Almost anyone will tell you, it’s important to have “an open mind.” We all know the feeling of shame when something we thought was right wasn’t. At an early age, we learn the importance of care with things we think to be certain. At that same early age, in a related way, we learn about the importance of public discourse being open and honest.
The very people who tend to value this openness the most tend towards liberalism as a political philosophy for the very reason that liberalism, most of the time, is willing to go the extra mile for comity, doubt, and toleration. Combine that with the circumstances of the late 80s and early 90s where liberalism was dominated by an intellectual elite but at the same time had lost three presidential elections, including one involving a sitting president and one involving the loss of a 20 point late summer lead.
So, it’s not a shock that a guy like Michael Kinsley got famous by being contrarian. Obviously, at the time he got famous, someone needed to be a bit contrarian for liberalism. And combined with the likes of Bill Gates and the cult of elitism that grew up around him, it’s no surprise that the online site they founded, Slate, would be like this.
But this isn’t 1990. In fact, since then, Democrats have won the popular vote in every presidential election except one, 2004, which was one of the closest run elections that a sitting president has survived. Democrats even won off-year elections in 1998 and 2006. It’s fair to say that much of what was wrong with liberals in the Reagan-Bush era has passed and, except for a stolen election and then 9/11 and its effects, the party has been ascendant since then.
But there’s no doubt that polarization has increased since then. And this is the other side of the coin, here. Not only do liberals need less second guessing, it’s increasingly difficult to take any second guessing as coming in good faith.

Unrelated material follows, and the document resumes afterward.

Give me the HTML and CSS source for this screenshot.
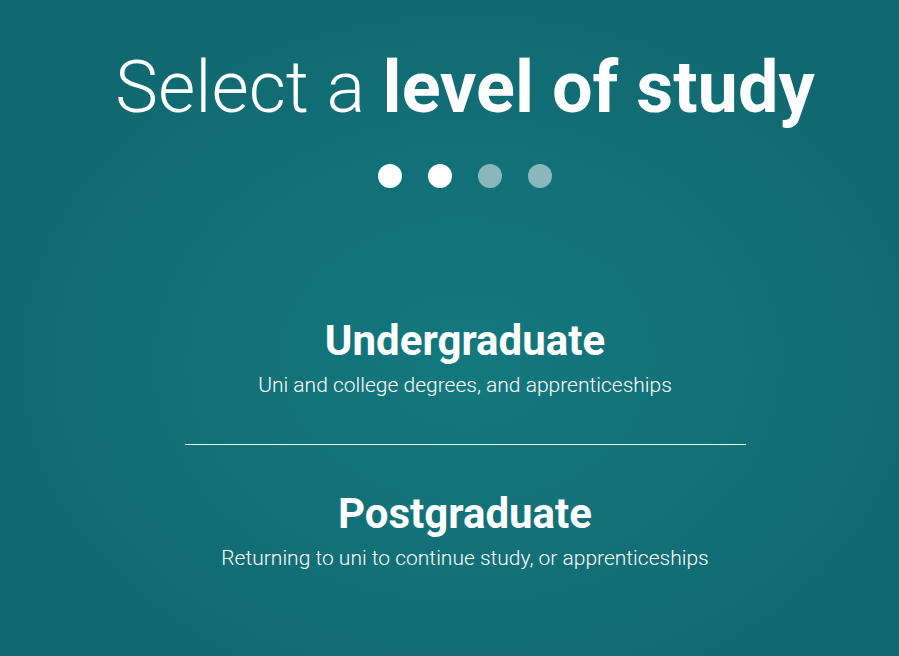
FILE: index.html
```html
<!DOCTYPE html>
<html lang="en">
<head>
  <meta charset="UTF-8" />
  <title>Select a level of study</title>
  <link rel="stylesheet" href="styles.css">
</head>
<body>
  <div class="container">
    <h1 class="titulo">Select a <strong>level of study</strong></h1>

    <div class="passos">
      <span class="passo ativo"></span>
      <span class="passo ativo"></span>
      <span class="passo"></span>
      <span class="passo"></span>
    </div>

    <div class="opcoes">
      <a class="opcao" href="#">
        <h2>Undergraduate</h2>
        <p>Uni and college degrees, and apprenticeships</p>
      </a>
      <a class="opcao" href="#">
        <h2>Postgraduate</h2>
        <p>Returning to uni to continue study, or apprenticeships</p>
      </a>
    </div>
  </div>
</body>
</html>
```

FILE: styles.css
```css
:root {
  --cor-fundo-centro: #14787f;
  --cor-fundo-borda: #106971;
  --cor-texto: #fff;
  --cor-passo: rgba(255, 255, 255, 0.5);
}

* {
  box-sizing: border-box;
}

html, body {
  height: 100%;
}

body {
  margin: 0;
  font-family: Roboto, 'Liberation Sans', sans-serif;
  color: var(--cor-texto);
  background: radial-gradient(ellipse at 52% 55%, var(--cor-fundo-centro) 0%, var(--cor-fundo-borda) 75%);
  overflow: hidden;
}

.container {
  padding: 52px 0 0 31px;
  display: flex;
  flex-direction: column;
  align-items: center;
}

.titulo {
  margin: 0;
  font-size: 72px;
  line-height: 72px;
  font-weight: 300;
  white-space: nowrap;
}

.titulo strong {
  font-weight: 700;
}

.passos {
  display: flex;
  gap: 26px;
  margin-top: 40px;
}

.passo {
  width: 24px;
  height: 24px;
  border-radius: 50%;
  background-color: var(--cor-passo);
}

.passo.ativo {
  background-color: #fff;
}

.opcoes {
  margin-top: 84px;
  width: 561px;
}

.opcao {
  display: block;
  padding: 45px 0;
  text-align: center;
  color: inherit;
  text-decoration: none;
}

.opcao + .opcao {
  border-top: 1px solid #fff;
}

.opcao h2 {
  margin: 0;
  font-size: 42px;
  line-height: 48px;
  font-weight: 700;
}

.opcao p {
  margin: 6px 0 0;
  font-size: 21px;
  line-height: 28px;
  font-weight: 300;
}
```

Take for example, Social Security doomsaying. It can sound pretty bad and then you realize the people saying it’s bad don’t want it anyway. How can less workers support so many more retired people, they ask? The answer simply depends on our values. But reducing benefits might actually turn out to hurt the economy and thereby hurt the ability to fund the program. It’s not an easy answer.
It’s to the point that whenever I read a non-fiction book, I try to find out about the author. Is this ad hominem and fallacious reasoning? I’m afraid it isn’t. Arguments are only as good as the truth of their premises, no matter how logically valid they may be. I cannot know everything; I must rely on reliable sources.
This isn’t to say that I could never believe someone because they are politically right-wing, but if the book they write magically comes to the conclusion that global warming is a hoax, you can believe I won’t buy it hook line and sinker..
And so I think this is the other side of the coin. That there has to be an awful lot of skepticism associated with the second-guess agenda for the most part. Is it coming from someone trying to hurt the agenda that furthers our values, or from one who is willing to go to counter-productively radical ends to do so?
Then there’s the overall fact that Slate really isn’t a hotbed of actual expertise. We don’t get a transit administrator writing about the transit strike, we get a pinhead who has never worked in anything other than the media. He’s trying to arrogate to himself a polymath authority of everything, along with most others.
The trouble with such folks is that they really don’t understand the difficulties of implementation in a complex world, or, complexity at all for that matter. They think that people saying something is complex is really lazy or missing the broader point.
So, I’m trying to have an open mind about keeping an open mind, but between dilettantes and those with political agendas, it’s hard to see the need for this kind of thing at all.